→ **WHAT THIS TASK INVOLVES**: Your answer is a single number: how many lines hold the word "that"?

BEGIN STORED DATA

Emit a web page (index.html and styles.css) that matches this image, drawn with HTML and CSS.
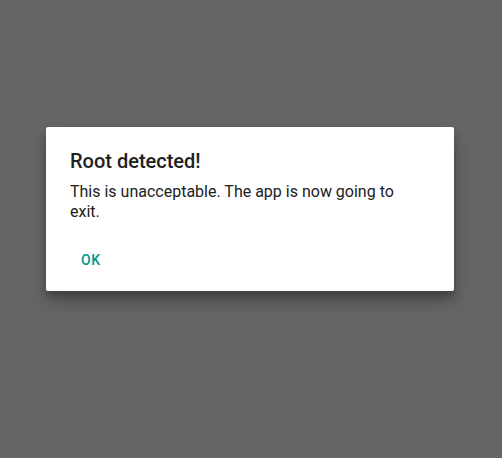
FILE: index.html
```html
<!DOCTYPE html>
<html>
<head>
<meta charset="utf-8">
<link rel="stylesheet" href="styles.css">
</head>
<body>
<div class="screen">
  <div class="dialog">
    <div class="title">Root detected!</div>
    <div class="message">This is unacceptable. The app is now going to exit.</div>
    <div class="actions">
      <button class="btn">OK</button>
    </div>
  </div>
</div>
</body>
</html>
```

FILE: styles.css
```css
html, body {
  margin: 0;
  padding: 0;
  background: #666666;
}
.screen {
  width: 502px;
  height: 458px;
  padding-top: 127px;
  padding-left: 46px;
  box-sizing: border-box;
}
.dialog {
  width: 408px;
  height: 164px;
  box-sizing: border-box;
  background: #ffffff;
  border-radius: 2px;
  box-shadow: 0 10px 20px rgba(0,0,0,0.25), 0 6px 6px rgba(0,0,0,0.2);
  padding: 22px 24px 0 24px;
  font-family: Roboto, "Noto Sans", sans-serif;
}
.title {
  font-size: 20px;
  font-weight: 500;
  line-height: 24px;
  color: #212121;
}
.message {
  margin-top: 9px;
  max-width: 345px;
  font-size: 16px;
  line-height: 20px;
  color: #212121;
}
.actions {
  margin-top: 20px;
  display: flex;
}
.btn {
  font-family: Roboto, "Noto Sans", sans-serif;
  font-size: 14px;
  font-weight: 500;
  letter-spacing: 0.5px;
  color: #009688;
  background: none;
  border: none;
  padding: 8px 11px;
  margin: 0;
  line-height: 20px;
}
```
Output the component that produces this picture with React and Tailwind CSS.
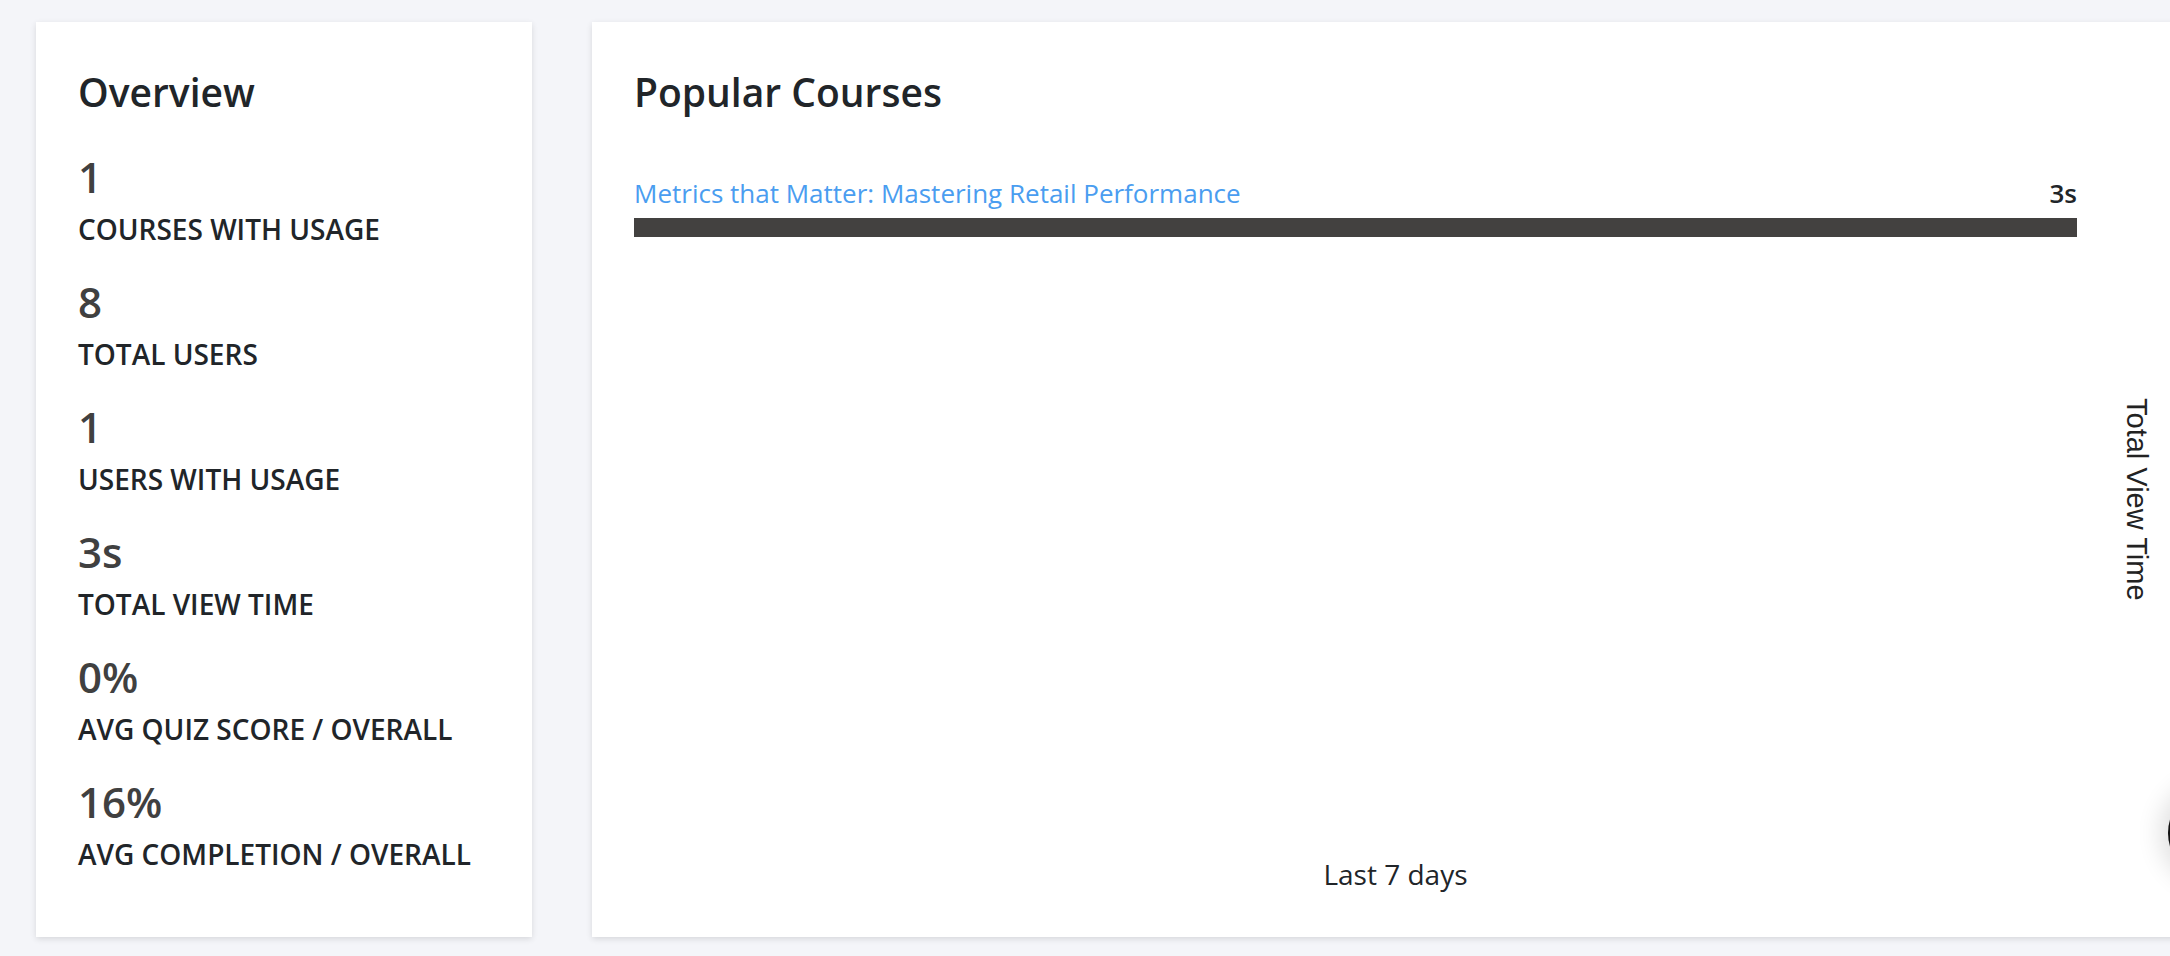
const stats = [
  { value: "1", label: "COURSES WITH USAGE" },
  { value: "8", label: "TOTAL USERS" },
  { value: "1", label: "USERS WITH USAGE" },
  { value: "3s", label: "TOTAL VIEW TIME" },
  { value: "0%", label: "AVG QUIZ SCORE / OVERALL" },
  { value: "16%", label: "AVG COMPLETION / OVERALL" },
];

const courses = [
  { name: "Metrics that Matter: Mastering Retail Performance", time: "3s", pct: 100 },
];

function Overview() {
  return (
    <div className="w-[496px] shrink-0 bg-white pl-[42px] pr-[44px] pt-[44px] pb-[65px] shadow-[0_2px_6px_rgba(0,0,0,0.12)]">
      <h2 className="text-[39px] leading-[52px] font-semibold text-[#212529]">Overview</h2>
      <div className="mt-[34px] flex flex-col gap-[30px]">
        {stats.map((s, i) => (
          <div key={i} className="flex flex-col gap-[9px]">
            <div className="text-[42px] leading-[50px] font-semibold text-[#404040]">{s.value}</div>
            <div className="text-[28px] leading-[36px] font-semibold text-[#212529] whitespace-nowrap">
              {s.label}
            </div>
          </div>
        ))}
      </div>
    </div>
  );
}

function PopularCourses() {
  return (
    <div className="w-[1608px] shrink-0 bg-white pl-[42px] pr-[43px] pt-[44px] pb-[45px] shadow-[0_2px_6px_rgba(0,0,0,0.12)]">
      <h2 className="text-[39px] leading-[52px] font-semibold text-[#212529]">Popular Courses</h2>
      <div className="mt-[58px] flex h-[646px]">
        <div className="flex-1 flex flex-col">
          {courses.map((c, i) => (
            <div key={i} className="flex flex-col gap-[8px]">
              <div className="flex justify-between items-baseline">
                <a href="#" className="text-[26px] leading-[34px] text-[#4a9df0]">
                  {c.name}
                </a>
                <span className="text-[26px] leading-[34px] font-semibold text-[#212529]">{c.time}</span>
              </div>
              <div className="h-[19px] bg-[#eeeeee]">
                <div className="h-full bg-[#434140]" style={{ width: `${c.pct}%` }} />
              </div>
            </div>
          ))}
        </div>
        <div className="w-[80px] flex items-center justify-end">
          <span
            className="mr-[4px] text-[29px] leading-[33px] text-[#222222] whitespace-nowrap [writing-mode:vertical-rl]"
            style={{ fontFamily: '"Liberation Sans", Arial, sans-serif' }}
          >
            Total View Time
          </span>
        </div>
      </div>
      <div className="mt-[34px] text-center text-[28px] leading-[36px] text-[#212529]">Last 7 days</div>
    </div>
  );
}

export default function App() {
  return (
    <div
      className="relative w-[2170px] h-[956px] overflow-hidden bg-[#f4f5f9]"
      style={{ fontFamily: '"Open Sans", "Noto Sans", sans-serif' }}
    >
      <div className="flex items-start gap-[60px] pl-[36px] pt-[22px]">
        <Overview />
        <PopularCourses />
      </div>
      <div className="absolute left-[2168px] top-[787px] w-[92px] h-[92px] rounded-full bg-[#111111] shadow-[0_0_24px_8px_rgba(0,0,0,0.12)]" />
    </div>
  );
}
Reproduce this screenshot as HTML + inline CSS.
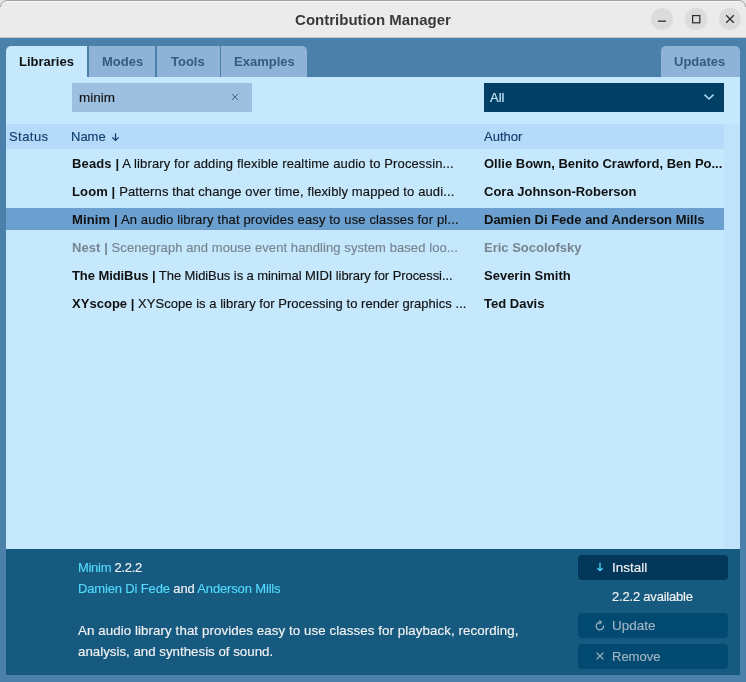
<!DOCTYPE html>
<html><head><meta charset="utf-8">
<style>
*{margin:0;padding:0;box-sizing:border-box}
html,body{-webkit-font-smoothing:antialiased;width:746px;height:682px;overflow:hidden;background:#4a80aa;font-family:"Liberation Sans",sans-serif}
.abs{position:absolute}
.t{position:absolute;white-space:nowrap;line-height:1}
#title{left:0;top:0;width:746px;height:38px;background:#ebebeb;border-radius:11px 11px 0 0;border-bottom:1px solid #c4c4c4}
.wb{position:absolute;top:8px;width:22px;height:22px;border-radius:50%;background:#dcdcdc}
.tab{position:absolute;top:46px;height:31px;background:#8fb3d6;color:#335c80;font-weight:bold;font-size:13px}
.tab span{position:absolute;top:9px;line-height:1;white-space:nowrap}
#panel{left:6px;top:77px;width:734px;height:472px;background:#c5e8fd}
#search{left:72px;top:83px;width:180px;height:29px;background:#9dc0e0}
#drop{left:484px;top:83px;width:240px;height:29px;background:#023f64}
#hdr{left:6px;top:124px;width:718px;height:25px;background:#b5dafa}
.hd{position:absolute;top:130px;font-size:13px;color:#123f6a;line-height:1}
.row{position:absolute;left:6px;width:718px;height:28px;font-size:13px;color:#111}
.row .n{position:absolute;left:66px;top:8px;white-space:nowrap;line-height:1}
.row .a{position:absolute;left:478px;top:8px;font-weight:bold;white-space:nowrap;line-height:1;letter-spacing:0}
#sel{left:6px;top:208px;width:718px;height:22px;background:#6a9fcf}
#strip{left:724px;top:124px;width:16px;height:425px;background:#c0e3fb}
#bottom{left:6px;top:549px;width:734px;height:126px;background:#175a80}
.btn{position:absolute;left:578px;width:150px;height:25px;border-radius:4px;background:#024a72}
.bt{position:absolute;left:612px;font-size:13.5px;line-height:1;white-space:nowrap}
.lk{color:#52d9fb}
.wt{color:#f2f2f2}
.t,.tab span,.row,.hd,.bt{will-change:transform;-webkit-text-stroke:0.15px currentColor}
b,.row .a,.tab span,.tbold{-webkit-text-stroke:0!important}
</style></head><body>
<svg class="abs" style="left:0;top:0" width="746" height="38"><rect x="0" y="0" width="746" height="38" fill="#e6e6e6"/><path d="M0 38 V7 A7 7 0 0 1 7 0 H739 A7 7 0 0 1 746 7 V38 Z" fill="#ebebeb"/><path d="M0.5 7 A6.5 6.5 0 0 1 7 0.5 H739 A6.5 6.5 0 0 1 745.5 7" fill="none" stroke="#a0a0a0" stroke-width="1"/><path d="M6 1.5 H740" fill="none" stroke="#fafafa" stroke-width="1"/><rect x="0" y="37" width="746" height="1" fill="#c4c4c4"/></svg>
<div class="t tbold" style="left:0;width:746px;text-align:center;top:12px;font-weight:bold;font-size:15px;color:#3a3a3a">Contribution Manager</div>
<div class="wb" style="left:651px"></div>
<div class="wb" style="left:685px"></div>
<div class="wb" style="left:719px"></div>
<svg class="abs" style="left:0;top:0" width="746" height="40">
<line x1="658" y1="21.2" x2="666" y2="21.2" stroke="#2e2e2e" stroke-width="1.3"/>
<rect x="692.6" y="15.6" width="7.2" height="7.2" fill="none" stroke="#2e2e2e" stroke-width="1.25"/>
<path d="M726.2 15.2 L733.8 22.8 M733.8 15.2 L726.2 22.8" stroke="#2e2e2e" stroke-width="1.3"/>
</svg>
<div class="tab" style="left:6px;width:81px;background:#c5e8fd;color:#111;border-radius:5px 0 0 0"><span style="left:13px">Libraries</span></div>
<div class="tab" style="left:89px;width:66px"><span style="left:13px">Modes</span></div>
<div class="tab" style="left:157px;width:63px"><span style="left:14px">Tools</span></div>
<div class="tab" style="left:221px;width:86px;border-radius:0 5px 0 0"><span style="left:13px">Examples</span></div>
<div class="tab" style="left:661px;width:79px;border-radius:5px 5px 0 0"><span style="left:13px">Updates</span></div>
<div id="panel" class="abs"></div>
<div id="search" class="abs"></div>
<div class="t" style="left:79px;top:91px;font-size:13.5px;color:#111">minim</div>
<svg class="abs" style="left:225px;top:87px" width="20" height="20"><path d="M6.8 6.8 L13.2 13.2 M13.2 6.8 L6.8 13.2" stroke="#3a6a90" stroke-width="1.0"/></svg>
<div id="drop" class="abs"></div>
<div class="t" style="left:490px;top:91px;font-size:13px;color:#c5e8fd">All</div>
<svg class="abs" style="left:695px;top:85px" width="30" height="25"><path d="M9.5 9.6 L14 14 L18.5 9.6" fill="none" stroke="#a8d8f8" stroke-width="1.6"/></svg>
<div id="hdr" class="abs"></div>
<div id="strip" class="abs"></div>
<div class="hd" style="left:9px;letter-spacing:0.45px">Status</div>
<div class="hd" style="left:71px">Name</div>
<svg class="abs" style="left:100px;top:125px" width="30" height="23"><path d="M15.5 8.2 V15.8 M12.3 12.3 L15.5 15.5 L18.7 12.3" fill="none" stroke="#0d3a65" stroke-width="1.2"/></svg>
<div class="hd" style="left:484px">Author</div>
<div id="sel" class="abs"></div>
<div class="row" style="top:149px;letter-spacing:0.13px"><span class="n"><b>Beads |</b> A library for adding flexible realtime audio to Processin...</span><span class="a">Ollie Bown, Benito Crawford, Ben Po...</span></div>
<div class="row" style="top:177px;letter-spacing:0.125px"><span class="n"><b>Loom |</b> Patterns that change over time, flexibly mapped to audi...</span><span class="a">Cora Johnson-Roberson</span></div>
<div class="row" style="top:205px;letter-spacing:0.15px"><span class="n"><b>Minim |</b> An audio library that provides easy to use classes for pl...</span><span class="a">Damien Di Fede and Anderson Mills</span></div>
<div class="row" style="top:233px;color:#758592;letter-spacing:0.08px"><span class="n"><b>Nest |</b> Scenegraph and mouse event handling system based loo...</span><span class="a">Eric Socolofsky</span></div>
<div class="row" style="top:261px;letter-spacing:-0.075px"><span class="n"><b>The MidiBus |</b> The MidiBus is a minimal MIDI library for Processi...</span><span class="a">Severin Smith</span></div>
<div class="row" style="top:289px;letter-spacing:0.03px"><span class="n"><b>XYscope |</b> XYScope is a library for Processing to render graphics ...</span><span class="a">Ted Davis</span></div>
<div id="bottom" class="abs"></div>
<div class="t" style="left:78px;top:561px;font-size:13px;letter-spacing:-0.3px"><span class="lk">Minim</span> <span class="wt">2.2.2</span></div>
<div class="t" style="left:78px;top:582px;font-size:13px;letter-spacing:-0.15px"><span class="lk">Damien Di Fede</span> <span class="wt">and</span> <span class="lk">Anderson Mills</span></div>
<div class="t wt" style="left:78px;top:624px;font-size:13.3px;letter-spacing:0.09px">An audio library that provides easy to use classes for playback, recording,</div>
<div class="t wt" style="left:78px;top:645px;font-size:13.3px">analysis, and synthesis of sound.</div>
<div class="btn" style="top:555px;background:#02375a"></div>
<div class="bt wt" style="top:561px">Install</div>
<svg class="abs" style="left:590px;top:558px" width="20" height="20"><path d="M10 4.8 V12.6 M7.4 10.2 L10 12.7 L12.6 10.2" fill="none" stroke="#50d8fc" stroke-width="1.3"/></svg>
<div class="bt wt" style="top:590px;font-size:13px;letter-spacing:-0.2px">2.2.2 available</div>
<div class="btn" style="top:613px"></div>
<div class="bt" style="top:619px;color:#a3b5c4">Update</div>
<svg class="abs" style="left:590px;top:614px" width="20" height="25"><path d="M9.9 8.4 A3.7 3.7 0 1 0 13.5 11.4" fill="none" stroke="#a3b5c4" stroke-width="1.2"/><path d="M9.4 6.3 L11.3 8.3 L9.4 10.2" fill="none" stroke="#a3b5c4" stroke-width="1.2"/></svg>
<div class="btn" style="top:644px"></div>
<div class="bt" style="top:650px;color:#a3b5c4;font-size:13px">Remove</div>
<svg class="abs" style="left:590px;top:645px" width="20" height="25"><path d="M6.6 7.6 L13.4 14.4 M13.4 7.6 L6.6 14.4" stroke="#a3b5c4" stroke-width="1.2"/></svg>
</body></html>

END STORED DATA

→ **SOLVED EXERCISE**: 6